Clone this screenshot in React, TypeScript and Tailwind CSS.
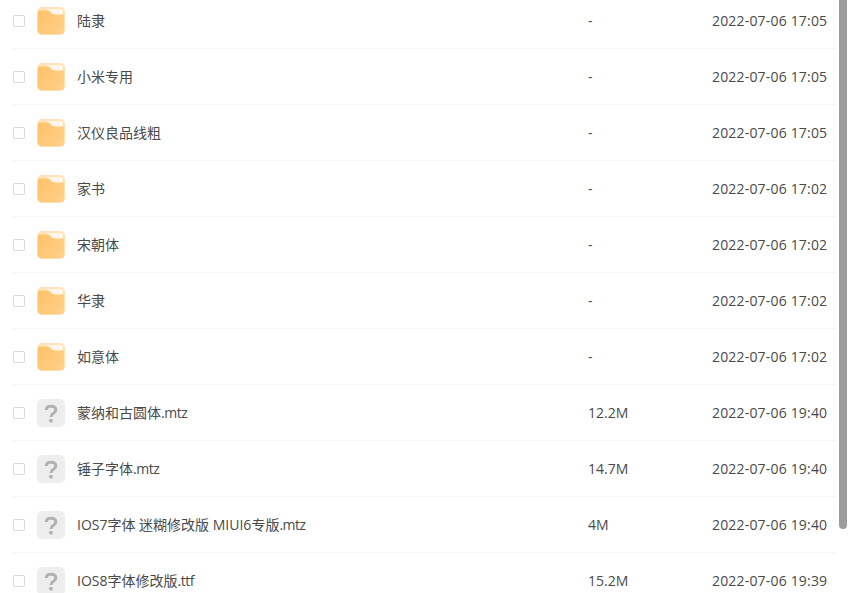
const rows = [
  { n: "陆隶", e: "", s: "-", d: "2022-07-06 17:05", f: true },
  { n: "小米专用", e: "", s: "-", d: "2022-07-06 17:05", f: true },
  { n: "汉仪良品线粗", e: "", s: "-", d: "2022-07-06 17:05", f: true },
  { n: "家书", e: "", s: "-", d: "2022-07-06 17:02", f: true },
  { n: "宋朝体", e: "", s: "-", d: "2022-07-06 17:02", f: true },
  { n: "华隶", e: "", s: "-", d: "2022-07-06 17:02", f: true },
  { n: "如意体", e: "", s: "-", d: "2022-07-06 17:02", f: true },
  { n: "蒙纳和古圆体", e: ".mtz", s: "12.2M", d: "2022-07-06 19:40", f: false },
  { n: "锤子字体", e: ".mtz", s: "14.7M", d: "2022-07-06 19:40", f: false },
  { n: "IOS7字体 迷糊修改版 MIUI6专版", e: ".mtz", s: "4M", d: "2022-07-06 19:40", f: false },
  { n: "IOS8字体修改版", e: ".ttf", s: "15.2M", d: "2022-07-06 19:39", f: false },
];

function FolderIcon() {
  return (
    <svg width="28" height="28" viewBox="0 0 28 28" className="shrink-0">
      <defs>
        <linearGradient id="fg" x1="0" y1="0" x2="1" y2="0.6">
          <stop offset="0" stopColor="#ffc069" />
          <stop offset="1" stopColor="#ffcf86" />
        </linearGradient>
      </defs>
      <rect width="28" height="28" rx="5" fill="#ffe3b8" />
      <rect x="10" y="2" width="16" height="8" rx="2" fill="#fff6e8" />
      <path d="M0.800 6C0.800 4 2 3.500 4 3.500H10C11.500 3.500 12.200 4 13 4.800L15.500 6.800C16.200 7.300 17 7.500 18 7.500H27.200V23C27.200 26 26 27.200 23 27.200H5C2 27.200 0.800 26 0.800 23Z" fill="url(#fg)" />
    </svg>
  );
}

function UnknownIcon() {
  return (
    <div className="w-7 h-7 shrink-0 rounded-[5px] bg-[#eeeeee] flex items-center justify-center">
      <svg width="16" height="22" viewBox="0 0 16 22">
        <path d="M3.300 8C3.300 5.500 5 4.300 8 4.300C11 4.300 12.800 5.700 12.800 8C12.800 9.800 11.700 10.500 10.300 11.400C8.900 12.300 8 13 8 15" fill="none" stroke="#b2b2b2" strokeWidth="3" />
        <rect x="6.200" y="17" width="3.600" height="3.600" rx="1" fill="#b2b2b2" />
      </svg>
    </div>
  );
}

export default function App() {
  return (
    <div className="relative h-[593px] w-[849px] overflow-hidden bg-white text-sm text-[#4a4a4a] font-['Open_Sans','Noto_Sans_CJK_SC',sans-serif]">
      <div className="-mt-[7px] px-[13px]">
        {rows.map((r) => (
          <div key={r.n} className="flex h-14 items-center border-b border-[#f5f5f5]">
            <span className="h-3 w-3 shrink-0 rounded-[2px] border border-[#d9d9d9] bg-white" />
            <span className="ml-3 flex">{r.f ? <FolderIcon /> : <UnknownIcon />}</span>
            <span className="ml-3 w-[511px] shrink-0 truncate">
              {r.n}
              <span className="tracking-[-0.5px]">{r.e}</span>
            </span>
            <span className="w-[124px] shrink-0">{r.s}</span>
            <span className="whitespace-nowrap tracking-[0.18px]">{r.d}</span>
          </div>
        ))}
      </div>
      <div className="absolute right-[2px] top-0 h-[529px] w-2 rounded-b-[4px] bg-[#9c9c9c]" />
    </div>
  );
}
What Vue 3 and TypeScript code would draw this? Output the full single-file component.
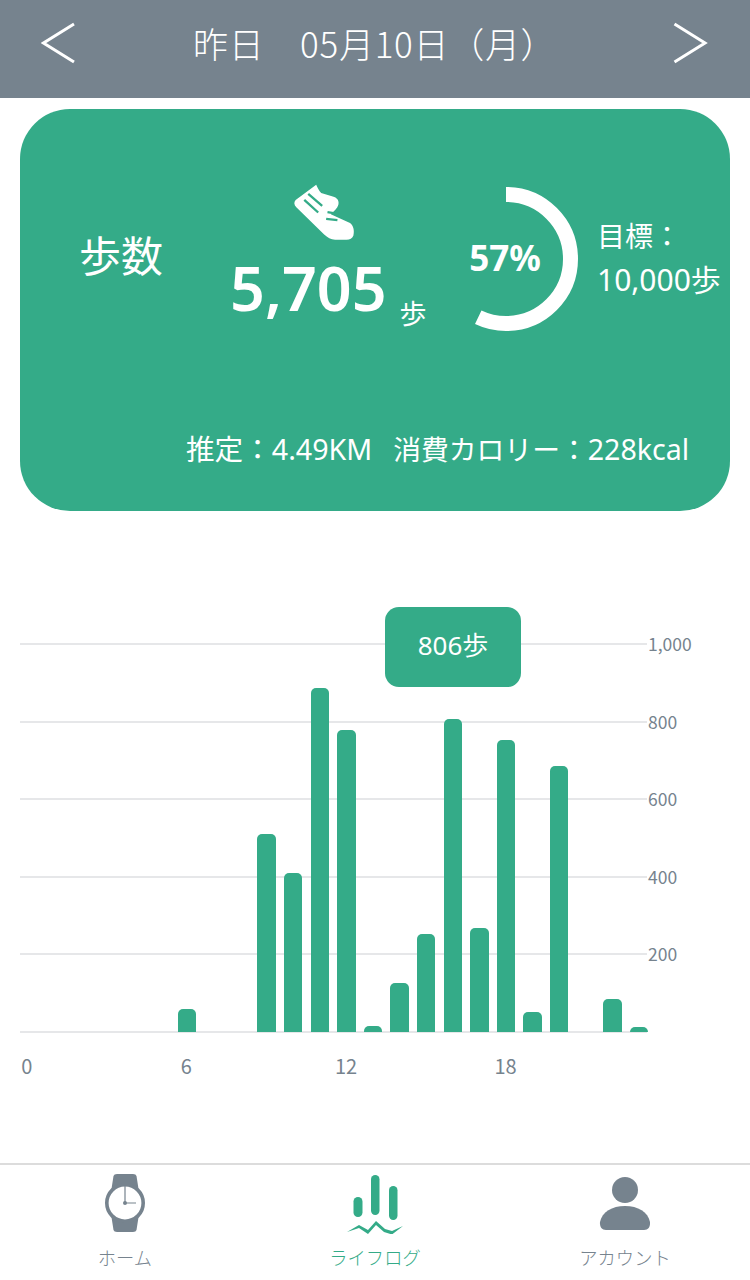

++++++++++

● What you need to do: Transcribe the material as is, with images omitted.

● Solution below:
Clone this screenshot in React, TypeScript and Tailwind CSS.
const rows = [
  { n: "陆隶", e: "", s: "-", d: "2022-07-06 17:05", f: true },
  { n: "小米专用", e: "", s: "-", d: "2022-07-06 17:05", f: true },
  { n: "汉仪良品线粗", e: "", s: "-", d: "2022-07-06 17:05", f: true },
  { n: "家书", e: "", s: "-", d: "2022-07-06 17:02", f: true },
  { n: "宋朝体", e: "", s: "-", d: "2022-07-06 17:02", f: true },
  { n: "华隶", e: "", s: "-", d: "2022-07-06 17:02", f: true },
  { n: "如意体", e: "", s: "-", d: "2022-07-06 17:02", f: true },
  { n: "蒙纳和古圆体", e: ".mtz", s: "12.2M", d: "2022-07-06 19:40", f: false },
  { n: "锤子字体", e: ".mtz", s: "14.7M", d: "2022-07-06 19:40", f: false },
  { n: "IOS7字体 迷糊修改版 MIUI6专版", e: ".mtz", s: "4M", d: "2022-07-06 19:40", f: false },
  { n: "IOS8字体修改版", e: ".ttf", s: "15.2M", d: "2022-07-06 19:39", f: false },
];

function FolderIcon() {
  return (
    <svg width="28" height="28" viewBox="0 0 28 28" className="shrink-0">
      <defs>
        <linearGradient id="fg" x1="0" y1="0" x2="1" y2="0.6">
          <stop offset="0" stopColor="#ffc069" />
          <stop offset="1" stopColor="#ffcf86" />
        </linearGradient>
      </defs>
      <rect width="28" height="28" rx="5" fill="#ffe3b8" />
      <rect x="10" y="2" width="16" height="8" rx="2" fill="#fff6e8" />
      <path d="M0.800 6C0.800 4 2 3.500 4 3.500H10C11.500 3.500 12.200 4 13 4.800L15.500 6.800C16.200 7.300 17 7.500 18 7.500H27.200V23C27.200 26 26 27.200 23 27.200H5C2 27.200 0.800 26 0.800 23Z" fill="url(#fg)" />
    </svg>
  );
}

function UnknownIcon() {
  return (
    <div className="w-7 h-7 shrink-0 rounded-[5px] bg-[#eeeeee] flex items-center justify-center">
      <svg width="16" height="22" viewBox="0 0 16 22">
        <path d="M3.300 8C3.300 5.500 5 4.300 8 4.300C11 4.300 12.800 5.700 12.800 8C12.800 9.800 11.700 10.500 10.300 11.400C8.900 12.300 8 13 8 15" fill="none" stroke="#b2b2b2" strokeWidth="3" />
        <rect x="6.200" y="17" width="3.600" height="3.600" rx="1" fill="#b2b2b2" />
      </svg>
    </div>
  );
}

export default function App() {
  return (
    <div className="relative h-[593px] w-[849px] overflow-hidden bg-white text-sm text-[#4a4a4a] font-['Open_Sans','Noto_Sans_CJK_SC',sans-serif]">
      <div className="-mt-[7px] px-[13px]">
        {rows.map((r) => (
          <div key={r.n} className="flex h-14 items-center border-b border-[#f5f5f5]">
            <span className="h-3 w-3 shrink-0 rounded-[2px] border border-[#d9d9d9] bg-white" />
            <span className="ml-3 flex">{r.f ? <FolderIcon /> : <UnknownIcon />}</span>
            <span className="ml-3 w-[511px] shrink-0 truncate">
              {r.n}
              <span className="tracking-[-0.5px]">{r.e}</span>
            </span>
            <span className="w-[124px] shrink-0">{r.s}</span>
            <span className="whitespace-nowrap tracking-[0.18px]">{r.d}</span>
          </div>
        ))}
      </div>
      <div className="absolute right-[2px] top-0 h-[529px] w-2 rounded-b-[4px] bg-[#9c9c9c]" />
    </div>
  );
}
What Vue 3 and TypeScript code would draw this? Output the full single-file component.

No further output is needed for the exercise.